The importance of the differences between early and late adopters cannot be overstated. Assumptions have been routinely made as to how firms self-select into governance terms, but little has been done to test them empirically. The aforementioned self-selection effect, which the authors are the first to report, not only has important implications for empirical interpretation and policy, but also suggests that a rigorous examination of firms’ self-selection should be a part of every study that examines governance changes.

This Response explores whether management resistance to MV, in the years prior to MV eventual implementation, could have caused an omitted-variable bias in testing MV effects on votes withheld—in that management resistance could have both delayed late adopters’ MV adoption, and frustrated shareholders, who, in turn, withheld votes from management. In other words, this Response argues that a shift in late adopters’ resistance to MV, could be the very reason for the reported decline in withhold votes rates following MV implementation.

Part I of this Response argues that management resistance to MV proposals could have been a significant source of delay for MV implementation. While the Article identifies late adopters as resisting firms, it attributes their delay in adoption to shareholders’ targeting choices.9 Yet this Part demonstrates that by resisting informal shareholder requests, attempting to exclude shareholder proposals, relying on strict counting rules, and refusing to implement a shareholder proposal that passed, managers could have delayed, and have delayed MV implementation.

Part II argues that management resistance to MV, not only delayed MV implementation, but also could have caused high withhold vote rates in the years prior to MV implementation, thus causing an omitted-variable bias in testing MV effects on votes withheld. To the authors’ credit, they attempt to address the concern that variations in firms’ resistance to MV are driving the results. Yet, as this Part argues, the methods they employ to that end primarily address management resistance as a source for nonadoption, and less so the case in which a firm resisted for several years, and then eventually succumbed. For example, by using firm-fixed effects, the Article compares the withhold rates at the same firm pre-MV and post-MV. Yet, since a fixed effects model addresses only time-invariant selection effects, it does not address firms’ temporary resistance to MV. Similarly, the Matched Sample Model and the model that includes only firms that implemented MV do not solve the potential omitted-variable bias caused by changes over time in firms’ responsiveness to MV. Finally, excluding data from the two years subsequent to adoption of a shareholder resolution, as the Article does, does not address other potential triggers of punishment, such as exclusion of shareholder proposals by managers, supermajority requirements, or negative counts of abstentions.10 Thus, further unbundling of the process by investigating variations in managers’ resistance is needed in order to get to the bottom of the source of differences between early and late adopters, and in order to arrive at the correct interpretation with respect to the effect of MV on withhold votes.
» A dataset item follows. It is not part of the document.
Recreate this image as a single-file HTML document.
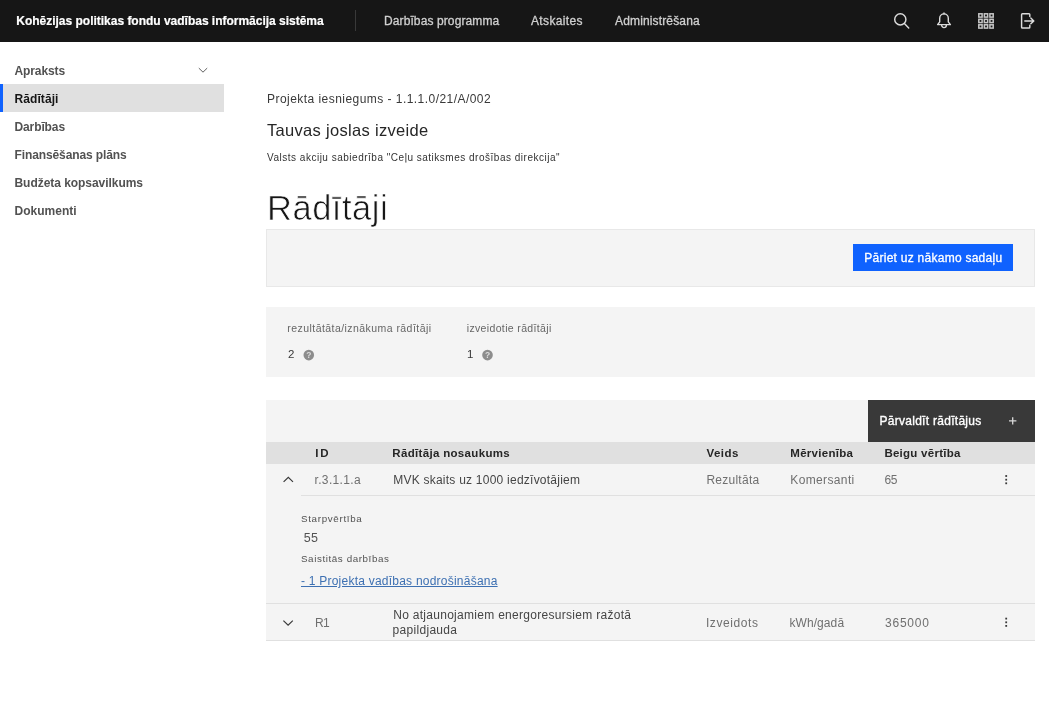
<!DOCTYPE html>
<html lang="lv">
<head>
<meta charset="utf-8">
<title>Rādītāji</title>
<style>
*{box-sizing:border-box;margin:0;padding:0}
html,body{width:1049px;height:701px;overflow:hidden;background:#fff}
body{font-family:"Liberation Sans",sans-serif;color:#161616;position:relative;font-size:12px}
.b{position:absolute}
.t{position:absolute;white-space:nowrap;line-height:20px;height:20px;}
svg{position:absolute;overflow:visible}
</style>
</head>
<body>
<!-- header -->
<div class="b" style="left:0;top:0;width:1049px;height:42px;background:#161616"></div>
<div class="b" style="left:355px;top:10px;width:1px;height:21px;background:#393939"></div>
<!-- sidebar active -->
<div class="b" style="left:0;top:84px;width:224px;height:28px;background:#e0e0e0"></div>
<div class="b" style="left:0;top:84px;width:3.3px;height:28px;background:#0f62fe"></div>
<!-- action bar -->
<div class="b" style="left:266px;top:229px;width:769px;height:58px;background:#f4f4f4;border:1px solid #e8e8e8"></div>
<div class="b" style="left:853px;top:243.5px;width:159.8px;height:27.5px;background:#0f62fe"></div>
<!-- stats -->
<div class="b" style="left:266px;top:307.2px;width:769px;height:69.4px;background:#f4f4f4"></div>
<!-- table -->
<div class="b" style="left:266px;top:399.5px;width:769px;height:42.5px;background:#f4f4f4"></div>
<div class="b" style="left:868px;top:399.5px;width:167px;height:42px;background:#393939"></div>
<div class="b" style="left:266px;top:441.7px;width:769px;height:22px;background:#e0e0e0"></div>
<div class="b" style="left:266px;top:463.5px;width:769px;height:177px;background:#f4f4f4"></div>
<div class="b" style="left:301px;top:495px;width:734px;height:1px;background:#e0e0e0"></div>
<div class="b" style="left:266px;top:603px;width:769px;height:1px;background:#e0e0e0"></div>
<div class="b" style="left:266px;top:640px;width:769px;height:1px;background:#e0e0e0"></div>

<div class="b" style="left:0;top:0;width:1049px;height:701px;will-change:opacity">
<!-- header icons -->
<svg style="left:890px;top:10px" width="24" height="24" viewBox="890 10 24 24" fill="none" stroke="#dcdcdc" stroke-width="1.45">
  <circle cx="900.3" cy="19.4" r="5.6"/><path d="M904.4 23.6 L908.7 27.9" stroke-linecap="round"/>
</svg>
<svg style="left:932px;top:10px" width="24" height="24" viewBox="932 10 24 24" fill="none" stroke="#dcdcdc" stroke-width="1.4" stroke-linejoin="round">
  <path d="M937.6 24.6 L939.7 21.9 V18.2 A4.3 4.3 0 0 1 948.3 18.2 V21.9 L950.4 24.6 Z"/>
  <path d="M941.6 25 A2.4 2.6 0 0 0 946.4 25"/>
  <path d="M944 13.9 V13" stroke-linecap="round"/>
</svg>
<svg style="left:976px;top:10px" width="24" height="24" viewBox="976 10 24 24" fill="none" stroke="#c6c6c6" stroke-width="1.5">
  <g id="gr"><rect x="978.8" y="13.8" width="3.3" height="3.3"/><rect x="984.35" y="13.8" width="3.3" height="3.3"/><rect x="989.9" y="13.8" width="3.3" height="3.3"/></g>
  <g transform="translate(0 5.5)"><rect x="978.8" y="13.8" width="3.3" height="3.3"/><rect x="984.35" y="13.8" width="3.3" height="3.3"/><rect x="989.9" y="13.8" width="3.3" height="3.3"/></g>
  <g transform="translate(0 11)"><rect x="978.8" y="13.8" width="3.3" height="3.3"/><rect x="984.35" y="13.8" width="3.3" height="3.3"/><rect x="989.9" y="13.8" width="3.3" height="3.3"/></g>
</svg>
<svg style="left:1016px;top:10px" width="24" height="24" viewBox="1016 10 24 24" fill="none" stroke="#dcdcdc" stroke-width="1.45" stroke-linejoin="round" stroke-linecap="round">
  <path d="M1029.8 16.6 V14.6 Q1029.8 13.8 1029 13.8 H1022.4 Q1021.6 13.8 1021.6 14.6 V27.2 Q1021.6 28 1022.4 28 H1029 Q1029.8 28 1029.8 27.2 V25.2"/>
  <path d="M1024.8 20.9 H1033.6 M1030.8 18 L1033.8 20.9 L1030.8 23.8"/>
</svg>
<!-- sidebar chevron -->
<svg style="left:196px;top:62px" width="16" height="16" viewBox="196 62 16 16" fill="none" stroke="#5f5f5f" stroke-width="1">
  <path d="M198.8 68.1 L203 72.2 L207.2 68.1"/>
</svg>
<!-- help icons -->
<svg style="left:302px;top:348px" width="14" height="14" viewBox="302 348 14 14">
  <circle cx="308.8" cy="355.1" r="5.3" fill="#8d8d8d"/>
  <text x="308.8" y="358.3" font-family="Liberation Sans, sans-serif" font-size="8.5" font-weight="700" fill="#dcdcdc" text-anchor="middle">?</text>
</svg>
<svg style="left:481px;top:348px" width="14" height="14" viewBox="481 348 14 14">
  <circle cx="487.5" cy="355.1" r="5.3" fill="#8d8d8d"/>
  <text x="487.5" y="358.3" font-family="Liberation Sans, sans-serif" font-size="8.5" font-weight="700" fill="#dcdcdc" text-anchor="middle">?</text>
</svg>
<!-- plus -->
<svg style="left:1005px;top:413px" width="16" height="16" viewBox="1005 413 16 16" fill="none" stroke="#d8d8d8" stroke-width="1.3">
  <path d="M1009 420.8 H1016.4 M1012.7 417.2 V424.4"/>
</svg>
<!-- row chevrons -->
<svg style="left:280px;top:472px" width="16" height="16" viewBox="280 472 16 16" fill="none" stroke="#393939" stroke-width="1.2">
  <path d="M283.6 481.9 L288.3 477.3 L293 481.9"/>
</svg>
<svg style="left:280px;top:615px" width="16" height="16" viewBox="280 615 16 16" fill="none" stroke="#393939" stroke-width="1.2">
  <path d="M283.4 620.6 L288.1 625.2 L292.8 620.6"/>
</svg>
<!-- overflow -->
<svg style="left:1000px;top:472px" width="12" height="16" viewBox="1000 472 12 16" fill="#393939">
  <rect x="1005.3" y="475.1" width="1.8" height="1.8"/><rect x="1005.3" y="478.8" width="1.8" height="1.8"/><rect x="1005.3" y="482.4" width="1.8" height="1.8"/>
</svg>
<svg style="left:1000px;top:615px" width="12" height="16" viewBox="1000 615 12 16" fill="#393939">
  <rect x="1005.3" y="617.7" width="1.8" height="1.8"/><rect x="1005.3" y="621.4" width="1.8" height="1.8"/><rect x="1005.3" y="625" width="1.8" height="1.8"/>
</svg>
<header role="banner">
<span class="t" style="left:16.30px;top:11.30px;font-size:12px;font-weight:700;color:#ffffff;letter-spacing:-0.014px;-webkit-text-stroke:0.2px #fff;">Kohēzijas politikas fondu vadības informācija sistēma</span>
<span class="t" style="left:384.00px;top:11.30px;font-size:12px;font-weight:400;color:#d0d0d0;letter-spacing:0.106px;-webkit-text-stroke:0.3px #d0d0d0;">Darbības programma</span>
<span class="t" style="left:531.00px;top:11.30px;font-size:12px;font-weight:400;color:#d0d0d0;letter-spacing:0.352px;-webkit-text-stroke:0.3px #d0d0d0;">Atskaites</span>
<span class="t" style="left:615.00px;top:11.30px;font-size:12px;font-weight:400;color:#d0d0d0;letter-spacing:0.151px;-webkit-text-stroke:0.3px #d0d0d0;">Administrēšana</span>
</header>
<nav aria-label="Sadaļas">
<span class="t" style="left:14.50px;top:60.60px;font-size:12px;font-weight:700;color:#525252;letter-spacing:-0.112px;">Apraksts</span>
<span class="t" style="left:14.50px;top:88.60px;font-size:12px;font-weight:700;color:#161616;letter-spacing:0.085px;">Rādītāji</span>
<span class="t" style="left:14.50px;top:116.60px;font-size:12px;font-weight:700;color:#525252;letter-spacing:-0.111px;">Darbības</span>
<span class="t" style="left:14.50px;top:144.60px;font-size:12px;font-weight:700;color:#525252;letter-spacing:-0.110px;">Finansēšanas plāns</span>
<span class="t" style="left:14.50px;top:172.60px;font-size:12px;font-weight:700;color:#525252;letter-spacing:-0.047px;">Budžeta kopsavilkums</span>
<span class="t" style="left:14.50px;top:200.60px;font-size:12px;font-weight:700;color:#525252;letter-spacing:0.016px;">Dokumenti</span>
</nav>
<section class="g" aria-label="Projekts">
<span class="t" style="left:267.00px;top:89.30px;font-size:12px;font-weight:400;color:#393939;letter-spacing:0.456px;">Projekta iesniegums - 1.1.1.0/21/A/002</span>
<span class="t" style="left:267.00px;top:119.80px;font-size:16.5px;font-weight:400;color:#262626;letter-spacing:0.309px;">Tauvas joslas izveide</span>
<span class="t" style="left:267.00px;top:147.50px;font-size:10px;font-weight:400;color:#333333;letter-spacing:0.508px;">Valsts akciju sabiedrība "Ceļu satiksmes drošības direkcija"</span>
<span class="t" style="left:267.00px;top:198.00px;font-size:34.5px;font-weight:400;color:#161616;letter-spacing:0.527px;-webkit-text-stroke:0.7px #fff;">Rādītāji</span>
</section>
<section class="g" aria-label="Darbības josla">
<span class="t" style="left:864.30px;top:247.80px;font-size:12px;font-weight:400;color:#ffffff;letter-spacing:0.259px;-webkit-text-stroke:0.3px #fff;">Pāriet uz nākamo sadaļu</span>
</section>
<section class="g" aria-label="Kopsavilkums">
<span class="t" style="left:287.30px;top:318.00px;font-size:10.5px;font-weight:400;color:#666666;letter-spacing:0.443px;">rezultātāta/iznākuma rādītāji</span>
<span class="t" style="left:466.70px;top:318.00px;font-size:10.5px;font-weight:400;color:#666666;letter-spacing:0.357px;">izveidotie rādītāji</span>
<span class="t" style="left:288.00px;top:344.40px;font-size:11.5px;font-weight:400;color:#393939;letter-spacing:0.000px;">2</span>
<span class="t" style="left:467.00px;top:344.40px;font-size:11.5px;font-weight:400;color:#393939;letter-spacing:0.000px;">1</span>
</section>
<div class="g" role="toolbar">
<span class="t" style="left:879.40px;top:411.00px;font-size:12px;font-weight:400;color:#ffffff;letter-spacing:0.288px;-webkit-text-stroke:0.35px #fff;">Pārvaldīt rādītājus</span>
</div>
<div class="g" role="row" aria-label="Galvene">
<span class="t" style="left:315.30px;top:442.80px;font-size:11.5px;font-weight:700;color:#262626;letter-spacing:1.805px;">ID</span>
<span class="t" style="left:392.30px;top:442.80px;font-size:11.5px;font-weight:700;color:#262626;letter-spacing:0.327px;">Rādītāja nosaukums</span>
<span class="t" style="left:706.40px;top:442.80px;font-size:11.5px;font-weight:700;color:#262626;letter-spacing:0.487px;">Veids</span>
<span class="t" style="left:790.30px;top:442.80px;font-size:11.5px;font-weight:700;color:#262626;letter-spacing:0.291px;">Mērvienība</span>
<span class="t" style="left:884.40px;top:442.80px;font-size:11.5px;font-weight:700;color:#262626;letter-spacing:0.262px;">Beigu vērtība</span>
</div>
<div class="g" role="row">
<span class="t" style="left:314.50px;top:469.60px;font-size:12px;font-weight:400;color:#6f6f6f;letter-spacing:0.351px;">r.3.1.1.a</span>
<span class="t" style="left:393.20px;top:469.60px;font-size:12px;font-weight:400;color:#454545;letter-spacing:0.238px;">MVK skaits uz 1000 iedzīvotājiem</span>
<span class="t" style="left:706.40px;top:469.60px;font-size:12px;font-weight:400;color:#6f6f6f;letter-spacing:0.260px;">Rezultāta</span>
<span class="t" style="left:790.30px;top:469.60px;font-size:12px;font-weight:400;color:#6f6f6f;letter-spacing:0.364px;">Komersanti</span>
<span class="t" style="left:884.40px;top:469.60px;font-size:12px;font-weight:400;color:#6f6f6f;letter-spacing:-0.374px;">65</span>
</div>
<div class="g" role="region" aria-label="Detaļas">
<span class="t" style="left:301.00px;top:508.60px;font-size:9.8px;font-weight:400;color:#525252;letter-spacing:0.671px;">Starpvērtība</span>
<span class="t" style="left:303.80px;top:527.60px;font-size:12.5px;font-weight:400;color:#525252;letter-spacing:0.248px;">55</span>
<span class="t" style="left:301.00px;top:548.80px;font-size:9.8px;font-weight:400;color:#525252;letter-spacing:0.590px;">Saistitās darbības</span>
<a class="t" style="left:301.00px;top:571.00px;font-size:12px;font-weight:400;color:#3d70b2;letter-spacing:0.230px;text-decoration:underline;">- 1 Projekta vadības nodrošināšana</a>
</div>
<div class="g" role="row">
<span class="t" style="left:315.00px;top:612.50px;font-size:12px;font-weight:400;color:#6f6f6f;letter-spacing:-0.666px;">R1</span>
<span class="t" style="left:393.20px;top:604.80px;font-size:12px;font-weight:400;color:#454545;letter-spacing:0.289px;">No atjaunojamiem energoresursiem ražotā</span>
<span class="t" style="left:392.60px;top:620.10px;font-size:12px;font-weight:400;color:#454545;letter-spacing:0.299px;">papildjauda</span>
<span class="t" style="left:705.90px;top:612.50px;font-size:12px;font-weight:400;color:#6f6f6f;letter-spacing:0.593px;">Izveidots</span>
<span class="t" style="left:789.40px;top:612.50px;font-size:12px;font-weight:400;color:#6f6f6f;letter-spacing:0.092px;">kWh/gadā</span>
<span class="t" style="left:885.00px;top:612.50px;font-size:12px;font-weight:400;color:#6f6f6f;letter-spacing:0.766px;">365000</span>
</div>
</div>
</body>
</html>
Unbundling the reasons for delay in MV adoption is also relevant for policy implications. For example, a recent study has found that managers were more likely to attempt to exclude proxy access proposals in firms that investors believed would have benefited most from proxy access implementation.11 In examining the trade-offs between private ordering and mandatory corporate law, policymakers should consider self-selection patterns, the types of firms that adopted a governance change, and the factors that contributed to their adoption.

  • 1. See generally Stephen J. Choi, et al, Does Majority Voting Improve Board Accountability?, 83 U Chi L Rev 1119 (2016).
  • 2. Id at 1122, 1129–31 (“A striking finding from our data is that under plurality voting, the likelihood that a director fails to receive a majority ‘for’ vote is nineteen times higher than under majority voting.”). See also Yonca Ertimur, Fabrizio Ferri, and David Oesch, Does the Director Election System Matter? Evidence from Majority Voting, 20 Reven Acctg Stud 1, 27–32 (2015).
  • 3. Choi, et al, 63 U Chi L Rev at 1123 (cited in note 1) (explaining that Part II of the Article is dedicated to detailing four hypotheses, while Part III is dedicated to testing and analyzing the results of the data in the context of the hypotheses).
  • 4. Id at 1139–47.
  • 5. For early adopters, the Article finds evidence for a decline in withhold votes only for those votes in which withhold votes were 40–50 percent of the total. Id at 1153. The Article finds little evidence that MV affected early adopters’ responsiveness to shareholders. Id at 1119 (“These firms seem to have adopted majority voting voluntarily, and the adoption of majority voting has made little difference in their responsiveness to shareholders going forward.”).
  • 6. Id at 1146:

    For late adopters, by contrast, the variables that were significant [for early adopters] . . . —the prior record of ISS “withhold” recommendations and the presence of a poison pill—are now insignificant. By contrast, the variable that may reflect reduced outside pressure to adopt majority voting or the ability to resist such pressure—positive abnormal returns—is significant, which is consistent with lower pressure or a higher ability to resist pressure making the adoption of majority voting less likely.

  • 7. Id at 1123–24 (cited in note 1) (“[W]e find the adoption of majority voting by late adopters led to more shareholder-friendly governance.”).
  • 8. Id at 1157 (“Overall, these results provide strong support for the proposition that the adoption of an MVR by late adopters reduced the likelihood of getting a ‘withhold’ vote of 30 percent or above.”).
  • 9. Id at 1147–48 (“A plausible interpretation of these results is that shareholder activists first pushed for the adoption of an MVR at firms where an MVR may have been largely costless (or at least low-cost) because these firms were already responsive to shareholders.”).
  • 10. See id at 1150. In addition, punishment for nonimplementation may linger for more than two years. See Part II.
  • 11. See Tara Bhandari, Peter Iliev, and Jonathan Kalodimos, Governance Changes through Shareholder Initiatives: The Case of Proxy Access *22 (SEC Working Paper, Jan 17, 2017), archived at (“Interestingly, we find that firms that chose to challenge the proposal in this relatively extreme way are exactly the firms that were expected to benefit more from mandatory proxy access or more from being targeted with a shareholder proposal for proxy access.”).